Europaministerin für Verankerung des Konditionalitätsmechanismus im Vertragswerk
Im Rahmen des Verfahrens nach Artikel 7 Absatz 1 EUV (Vertrag über die Europäische Union) hielt der Rat am 23. Mai 2022 auch eine Anhörung zu Rechtsstaatlichkeit in Ungarn ab. Dabei ging es um die Fragen, die das Europäische Parlament in seinem begründeten Vorschlag vom September 2018 aufgeworfen hatte, mit dem dieses Verfahren eingeleitet wurde. In den Gesprächen ging es insbesondere um die Unabhängigkeit der Justiz, die Funktionsweise des Verfassungs- und des Wahlsystems, die Meinungsfreiheit und die Bekämpfung der Korruption. Ungarn war zuvor bereits 3 Mal vom Rat angehört worden: am 16. September und 10. Dezember 2019 sowie am 22. Juni 2021.

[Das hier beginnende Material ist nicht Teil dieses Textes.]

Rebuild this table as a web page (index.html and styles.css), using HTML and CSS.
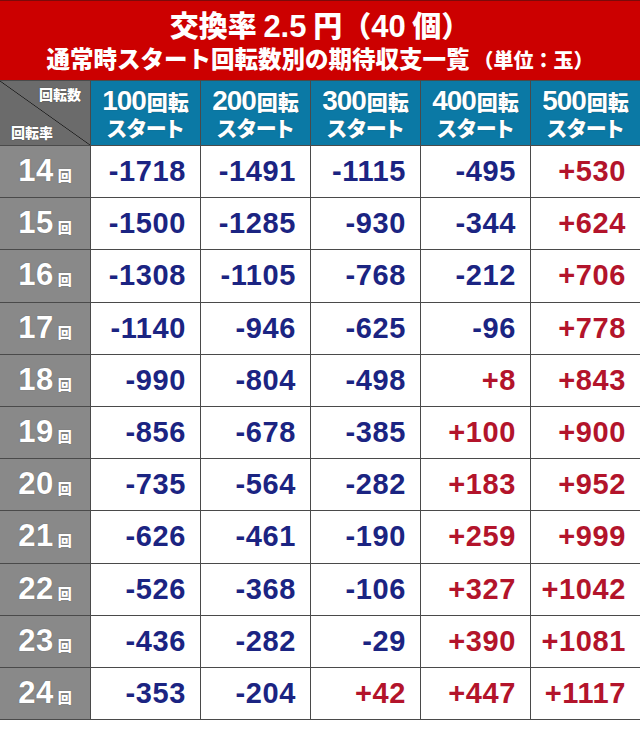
FILE: index.html
```html
<!DOCTYPE html>
<html lang="ja">
<head>
<meta charset="utf-8">
<title>交換率 2.5 円（40 個）</title>
<link rel="stylesheet" href="styles.css">
</head>
<body>
<div class="page">
  <header class="title">
    <div class="title-main">交換率 <span class="num">2.5</span> 円（<span class="num">40</span> 個）</div>
    <div class="title-sub">通常時スタート回転数別の期待収支一覧<span class="unit">（単位：玉）</span></div>
  </header>
  <div class="grid">
    <div class="corner"><span class="c-top">回転数</span><span class="c-bottom">回転率</span></div>
    <div class="colh"><div class="l1"><span class="num">100</span>回転</div><div class="l2">スタート</div></div>
    <div class="colh"><div class="l1"><span class="num">200</span>回転</div><div class="l2">スタート</div></div>
    <div class="colh"><div class="l1"><span class="num">300</span>回転</div><div class="l2">スタート</div></div>
    <div class="colh"><div class="l1"><span class="num">400</span>回転</div><div class="l2">スタート</div></div>
    <div class="colh"><div class="l1"><span class="num">500</span>回転</div><div class="l2">スタート</div></div>

    <div class="rowh"><span class="rn">14</span><span class="kai">回</span></div>
    <div class="v neg">-1718</div><div class="v neg">-1491</div><div class="v neg">-1115</div><div class="v neg">-495</div><div class="v pos">+530</div>

    <div class="rowh"><span class="rn">15</span><span class="kai">回</span></div>
    <div class="v neg">-1500</div><div class="v neg">-1285</div><div class="v neg">-930</div><div class="v neg">-344</div><div class="v pos">+624</div>

    <div class="rowh"><span class="rn">16</span><span class="kai">回</span></div>
    <div class="v neg">-1308</div><div class="v neg">-1105</div><div class="v neg">-768</div><div class="v neg">-212</div><div class="v pos">+706</div>

    <div class="rowh"><span class="rn">17</span><span class="kai">回</span></div>
    <div class="v neg">-1140</div><div class="v neg">-946</div><div class="v neg">-625</div><div class="v neg">-96</div><div class="v pos">+778</div>

    <div class="rowh"><span class="rn">18</span><span class="kai">回</span></div>
    <div class="v neg">-990</div><div class="v neg">-804</div><div class="v neg">-498</div><div class="v pos">+8</div><div class="v pos">+843</div>

    <div class="rowh"><span class="rn">19</span><span class="kai">回</span></div>
    <div class="v neg">-856</div><div class="v neg">-678</div><div class="v neg">-385</div><div class="v pos">+100</div><div class="v pos">+900</div>

    <div class="rowh"><span class="rn">20</span><span class="kai">回</span></div>
    <div class="v neg">-735</div><div class="v neg">-564</div><div class="v neg">-282</div><div class="v pos">+183</div><div class="v pos">+952</div>

    <div class="rowh"><span class="rn">21</span><span class="kai">回</span></div>
    <div class="v neg">-626</div><div class="v neg">-461</div><div class="v neg">-190</div><div class="v pos">+259</div><div class="v pos">+999</div>

    <div class="rowh"><span class="rn">22</span><span class="kai">回</span></div>
    <div class="v neg">-526</div><div class="v neg">-368</div><div class="v neg">-106</div><div class="v pos">+327</div><div class="v pos">+1042</div>

    <div class="rowh"><span class="rn">23</span><span class="kai">回</span></div>
    <div class="v neg">-436</div><div class="v neg">-282</div><div class="v neg">-29</div><div class="v pos">+390</div><div class="v pos">+1081</div>

    <div class="rowh"><span class="rn">24</span><span class="kai">回</span></div>
    <div class="v neg">-353</div><div class="v neg">-204</div><div class="v pos">+42</div><div class="v pos">+447</div><div class="v pos">+1117</div>
  </div>
</div>
</body>
</html>
```
FILE: styles.css
```css
html, body {
  margin: 0;
  padding: 0;
  background: #ffffff;
}

body {
  font-family: "Noto Sans CJK JP", "Liberation Sans", sans-serif;
}

.page {
  width: 640px;
}

.title {
  height: 79px;
  background: #cc0000;
  border-top: 1px solid #7a0a0a;
  color: #ffffff;
  font-weight: 900;
  display: flex;
  flex-direction: column;
  align-items: center;
  justify-content: flex-start;
}

.title-main {
  font-size: 29px;
  line-height: 32px;
  margin-top: 7px;
  white-space: nowrap;
}

.title-main .num {
  font-family: "Liberation Sans", sans-serif;
  font-weight: 700;
  font-size: 31px;
}

.title-sub {
  font-size: 23.5px;
  line-height: 28px;
  margin-top: 1px;
  white-space: nowrap;
}

.title-sub .unit {
  font-size: 20px;
  margin-left: 4px;
}

.grid {
  display: grid;
  grid-template-columns: 90px repeat(5, 109px);
  grid-template-rows: 64px repeat(11, 51.2px);
  gap: 1px;
  padding: 1px 0;
  background: #4a4a4a;
}

.corner {
  background: linear-gradient(to top right, #6b6b6b calc(50% - 0.7px), #1e1e1e 50%, #6b6b6b calc(50% + 0.7px));
  display: flex;
  flex-direction: column;
  justify-content: space-between;
  color: #ffffff;
  font-size: 14px;
  font-weight: 900;
  line-height: 16px;
  padding: 5px 9px 5px 11px;
  text-shadow: 0 0 1px #333;
}

.corner .c-top {
  align-self: flex-end;
}

.corner .c-bottom {
  align-self: flex-start;
}

.colh {
  background: #0b79a5;
  color: #ffffff;
  font-weight: 900;
  display: flex;
  flex-direction: column;
  align-items: center;
  justify-content: center;
  text-shadow: 0 0 1px #1d4a5c;
  font-feature-settings: "palt";
}

.colh .l1 {
  font-size: 21px;
  line-height: 27px;
  white-space: nowrap;
}

.colh .l1 .num {
  font-family: "Liberation Sans", sans-serif;
  font-weight: 700;
  font-size: 28px;
  line-height: 27px;
  letter-spacing: -1px;
  margin-right: 1px;
}

.colh .l2 {
  font-size: 21px;
  line-height: 24px;
}

.rowh {
  background: #898989;
  color: #ffffff;
  display: flex;
  align-items: baseline;
  justify-content: center;
  padding-top: 9px;
  box-sizing: border-box;
  text-shadow: 0 0 1px #555;
}

.rowh .rn {
  font-family: "Liberation Sans", sans-serif;
  font-weight: 700;
  font-size: 31px;
  line-height: 32px;
  letter-spacing: 0.5px;
}

.rowh .kai {
  font-size: 14px;
  font-weight: 900;
  margin-left: 4px;
}

.v {
  background: #ffffff;
  font-family: "Liberation Sans", sans-serif;
  font-weight: 700;
  font-size: 29px;
  letter-spacing: 0.6px;
  display: flex;
  align-items: center;
  justify-content: flex-end;
  padding-right: 14px;
}

.neg {
  color: #1b2482;
}

.pos {
  color: #b3142b;
}
```
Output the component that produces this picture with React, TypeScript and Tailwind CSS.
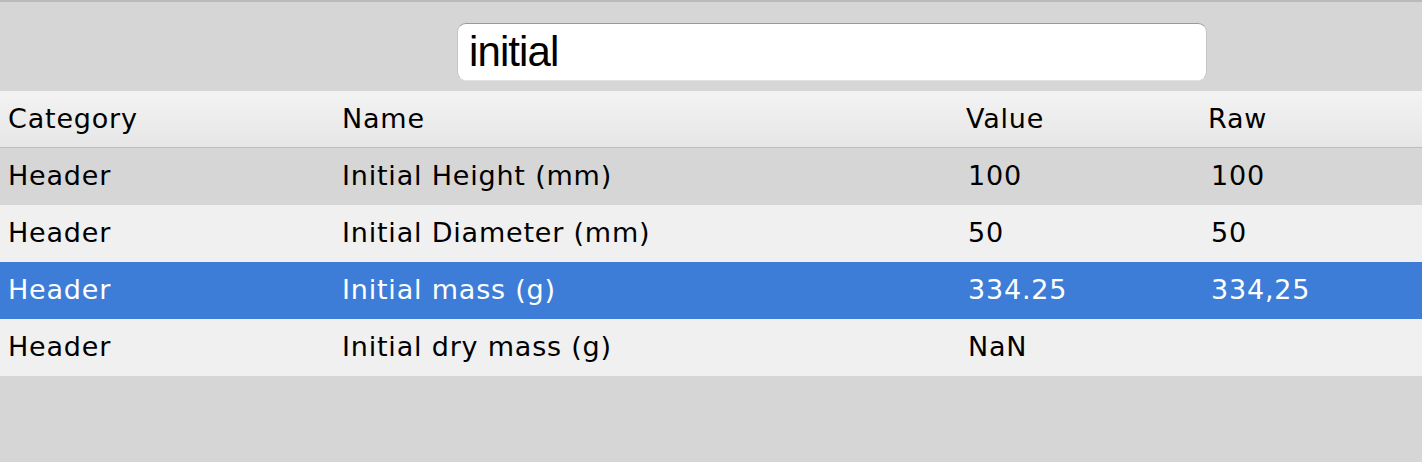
const COLUMNS = ["Category", "Name", "Value", "Raw"];

const ROWS = [
  { category: "Header", name: "Initial Height (mm)", value: "100", raw: "100" },
  { category: "Header", name: "Initial Diameter (mm)", value: "50", raw: "50" },
  { category: "Header", name: "Initial mass (g)", value: "334.25", raw: "334,25", selected: true },
  { category: "Header", name: "Initial dry mass (g)", value: "NaN", raw: "" },
];

const GRID = "grid grid-cols-[334px_624px_242px_1fr]";
const CELL = "pl-2 whitespace-nowrap";

export default function App() {
  return (
    <div
      className="w-[1422px] h-[462px] bg-[#d6d6d6] border-t-2 border-[#bababa] flex flex-col text-black"
      style={{ fontFamily: '"DejaVu Sans", Verdana, sans-serif' }}
    >
      {/* search field */}
      <div className="h-[89px] flex items-start pt-[21px] pl-[457px]">
        <div className="w-[750px] h-[58px] bg-white rounded-[9px] border border-[#c4c4c4] border-t-[#9a9a9a] border-b-[#e2e2e2] flex items-center pl-[11px]">
          <span
            className="text-[42px] leading-none tracking-[-0.9px] text-black"
            style={{ fontFamily: '"Liberation Sans", Arial, sans-serif' }}
          >
            initial
          </span>
        </div>
      </div>

      {/* table header */}
      <div className={`${GRID} h-[57px] items-center bg-gradient-to-b from-[#f3f3f3] to-[#e6e6e6] border-b border-[#bdbdbd] text-[27px] tracking-[0.8px]`}>
        {COLUMNS.map((c) => (
          <div key={c} className={CELL}>{c}</div>
        ))}
      </div>

      {/* rows */}
      {ROWS.map((r, i) => (
        <div
          key={r.name}
          className={`${GRID} h-[57px] items-center text-[27px] tracking-[0.8px] ${
            r.selected ? "bg-[#3d7dd7] text-white" : i % 2 === 0 ? "bg-[#d6d6d6]" : "bg-[#f0f0f0]"
          }`}
        >
          <div className={CELL}>{r.category}</div>
          <div className={CELL}>{r.name}</div>
          <div className={`${CELL} pl-[10px]`}>{r.value}</div>
          <div className={`${CELL} pl-[11px]`}>{r.raw}</div>
        </div>
      ))}
    </div>
  );
}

Hinsichtlich des Artikel 7-Verfahrens gegen Ungarn, das bereits während des österreichischen EU-Ratsvorsitzes 2018 eingeleitet worden war und nun schon viel zu lange dauere, verwies Edtstadler auf den Konditionalitätsmechanismus, der nach ihrer Ansicht in den Verträgen verankert werden sollte. Wie es nach der Anhörung weitergehe, sollte Inhalt der Zukunftsgespräche sein, so die Europaministerin: "Alleine der Umstand, dass die Rechtsstaatlichkeit immer wieder auf der Tagesordnung steht, zeigt, wie wichtig sie der Union, aber auch Österreich ist. Das ist unser gemeinsames Wertefundament und darüber müssen wir reden. In welcher Form das zukünftig sinnvoll ist, darüber sollten wir nachdenken."